5. Cette dualité de juridictions constitue une particularité du système tunisien. D’autres législateurs et notamment le législateur français ont opté pour une dualité selon les matières. Certains contentieux fiscaux sont du seul ressort des tribunaux de l’ordre judiciaire alors que d’autres sont de la compétence exclusive du juge administratif.

6. Ce choix du législateur tunisien était probablement motivé par la nécessité de permettre un contrôle juridictionnel de l’administration mais et au vu des moyens dont disposaient le Tribunal administratif et son manque de présence à l’intérieur du pays, il semble que le choix de permettre aux seuls tribunaux de l’ordre judiciaire de juger le contentieux fiscal, n’en était pas vraiment un.

Ni l’Etat ni le contribuable ne pouvaient faire face aux très longs délais que pouvaient permettre le recours au juge administratif.
C’est donc et quasiment par «obligation» que le juge judiciaire a eu la charge de tout le contentieux fiscal, avec cela dit un contrôle du juge administratif lors de la cassation.

7. Or, le juge judiciaire n’est pas outillé pour les litiges fiscaux puisque ni la formation (de l’époque, ni celle d’aujourd’hui) des juges de l’ordre judiciaire n’est en adaptation avec les exigences du droit administratif, qui rappelons le, est une discipline de droit public.
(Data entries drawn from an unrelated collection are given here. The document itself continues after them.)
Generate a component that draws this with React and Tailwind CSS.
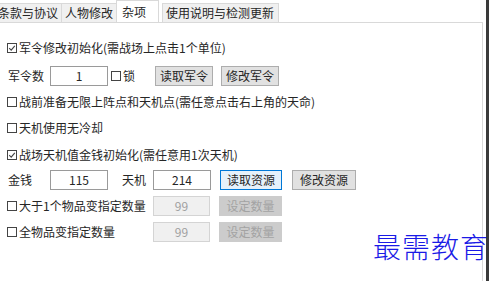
import React from 'react';

const Box = ({ checked }) => (
  <span className="inline-flex w-[10px] h-[10px] border border-[#444] bg-white items-center justify-center mr-[2px] shrink-0">
    {checked && (
      <svg width="8" height="8" viewBox="0 0 8 8">
        <path d="M1.2 4.2 L3.2 6.2 L6.8 1.8" fill="none" stroke="#444" strokeWidth="1.1" />
      </svg>
    )}
  </span>
);

const Check = ({ checked, children }) => (
  <div className="flex items-center whitespace-nowrap">
    <Box checked={checked} />
    <span>{children}</span>
  </div>
);

const Field = ({ value, w = 'w-[58px]', disabled }) => (
  <div
    className={
      disabled
        ? `${w} h-[20px] border border-[#d4d4d4] bg-[#f0f0f0] text-[#a0a0a0] flex items-center justify-center`
        : `${w} h-[20px] border border-[#9a9a9a] bg-white flex items-center justify-center`
    }
  >
    {value}
  </div>
);

const Btn = ({ children, w = 'w-[60px]', focus, disabled }) => {
  let cls = 'border-[#adadad] bg-[#e1e1e1]';
  if (focus) cls = 'border-[#0078d7] bg-[#e5f1fb]';
  if (disabled) cls = 'border-[#cccccc] bg-[#cccccc] text-[#a3a3a3]';
  return (
    <div className={`${w} h-[20px] border ${cls} flex items-center justify-center whitespace-nowrap`}>
      {children}
    </div>
  );
};

const Tab = ({ children, active, className = '' }) =>
  active ? (
    <div className={`h-[22px] bg-white border border-b-0 border-[#d9d9d9] flex items-center pl-[5px] pr-[12px] relative z-10 whitespace-nowrap ${className}`}>
      {children}
    </div>
  ) : (
    <div className={`h-[20px] bg-[#f0f0f0] border border-[#d9d9d9] flex items-center px-[3px] whitespace-nowrap -mb-px ${className}`}>
      {children}
    </div>
  );

export default function App() {
  return (
    <div
      className="w-[495px] h-[281px] bg-white relative overflow-hidden flex text-[12px] text-[#262626] leading-none"
      style={{ fontFamily: '"Noto Sans CJK SC", "Noto Sans", sans-serif' }}
    >
      <div className="w-[486px] flex flex-col">
        <div className="h-[22px] flex items-end -ml-[6px]">
          <Tab>条款与协议</Tab>
          <Tab className="-ml-px">人物修改</Tab>
          <Tab active className="-ml-px">杂项</Tab>
          <Tab className="ml-[3px] pr-[4px]">使用说明与检测更新</Tab>
        </div>
        <div className="flex-1 border-t border-r border-[#d9d9d9] mr-[3px] pl-[7px] pt-[12px] flex flex-col">
          <div className="h-[26px] flex items-center">
            <Check checked>军令修改初始化(需战场上点击1个单位)</Check>
          </div>
          <div className="h-[30px] flex items-center">
            <span className="w-[43px] pl-px">军令数</span>
            <Field value="1" />
            <div className="ml-[3px] w-[44px]">
              <Check>锁</Check>
            </div>
            <Btn w="w-[58px]">读取军令</Btn>
            <div className="ml-[8px]">
              <Btn w="w-[58px]">修改军令</Btn>
            </div>
          </div>
          <div className="h-[22px] flex items-center">
            <Check>战前准备无限上阵点和天机点(需任意点击右上角的天命)</Check>
          </div>
          <div className="h-[30px] flex items-center">
            <Check>天机使用无冷却</Check>
          </div>
          <div className="h-[24px] flex items-center">
            <Check checked>战场天机值金钱初始化(需任意用1次天机)</Check>
          </div>
          <div className="h-[26px] flex items-center">
            <span className="w-[43px] pl-px">金钱</span>
            <Field value="115" />
            <span className="ml-[14px] w-[31px]">天机</span>
            <Field value="214" />
            <div className="ml-[9px]">
              <Btn w="w-[62px]" focus>读取资源</Btn>
            </div>
            <div className="ml-[10px]">
              <Btn w="w-[64px]">修改资源</Btn>
            </div>
          </div>
          <div className="h-[26px] flex items-center">
            <div className="w-[146px]">
              <Check>大于1个物品变指定数量</Check>
            </div>
            <Field value="99" w="w-[57px]" disabled />
            <div className="ml-[9px]">
              <Btn w="w-[63px]" disabled>设定数量</Btn>
            </div>
          </div>
          <div className="h-[26px] flex items-center">
            <div className="w-[146px]">
              <Check>全物品变指定数量</Check>
            </div>
            <Field value="99" w="w-[57px]" disabled />
            <div className="ml-[9px]">
              <Btn w="w-[63px]" disabled>设定数量</Btn>
            </div>
          </div>
        </div>
      </div>
      <div className="w-[3px] bg-[#3a3a3a]" />
      <div className="flex-1 bg-white" />
      <div className="absolute left-[373px] top-[232px] text-[28px] leading-none text-[#1a1ae6] tracking-[1px] font-light"
        style={{ fontFamily: '"Noto Sans CJK SC", serif' }}>
        最需教育
      </div>
    </div>
  );
}
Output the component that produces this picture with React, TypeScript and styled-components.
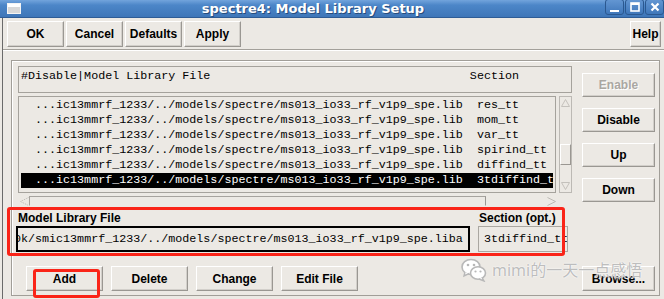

8. Avec les réformes qu’a connues la justice tunisienne, il nous semble que le moment est venu de renvoyer le contentieux fiscal à son juge naturel. En effet, et depuis 2017 le tribunal administratif est désormais présent dans les régions puisque et en application de l’article 15 de la loi du tribunal administratif(4), des chambres administratives ont été créées dans les régions(5). Au total 12 chambres régionales ont été créés(6).

9. il n’y a donc pas d’obstacles à ce que le juge administratif ait la charge du contentieux fiscal.  
Octroyer la compétence au juge administratif dès la phase du fonds du procès fiscal nous semble bénéfique pour les deux parties.

10. L’administration fiscale retrouverait son juge puisque c’est le juge administratif qui est le juge de l’administration dans le système dualiste comme nous l’avons rappelé plus haut.

11. Le contribuable tunisien sortira de cette complexité que représente cette double compétence entre ordre judiciaire et ordre administratif.

12. En outre, les pouvoirs et les connaissances du juge judiciaire ne sont souvent pas adaptés aux différends avec l’administration et aux litiges fiscaux plus précisément. Le juge judiciaire n’a pas les pouvoirs dévolus au juge administratif. Il est légalement tenu à une stricte distance entre les parties(7).

Ces prérogatives et quoique tempérés par le code de procédure fiscale restent dans l’ADN du juge judiciaire qui ne peut facilement y renoncer et oublier son rôle passif. Or en matière fiscale, le juge joue un rôle actif dans la procédure. C’est dans ce sens que la Cour de cassation administrative a à maintes fois rappelées ce rôle du juge fiscal.

Au contraire, le juge administratif jouit de pouvoirs d’enquêtes et d’instruction beaucoup plus importantes. Il n’a pas ce rôle passif que doit avoir le juge judiciaire. Il a donc l’obligation mais aussi et surtout l’habitude de penser et d’agir comme tel.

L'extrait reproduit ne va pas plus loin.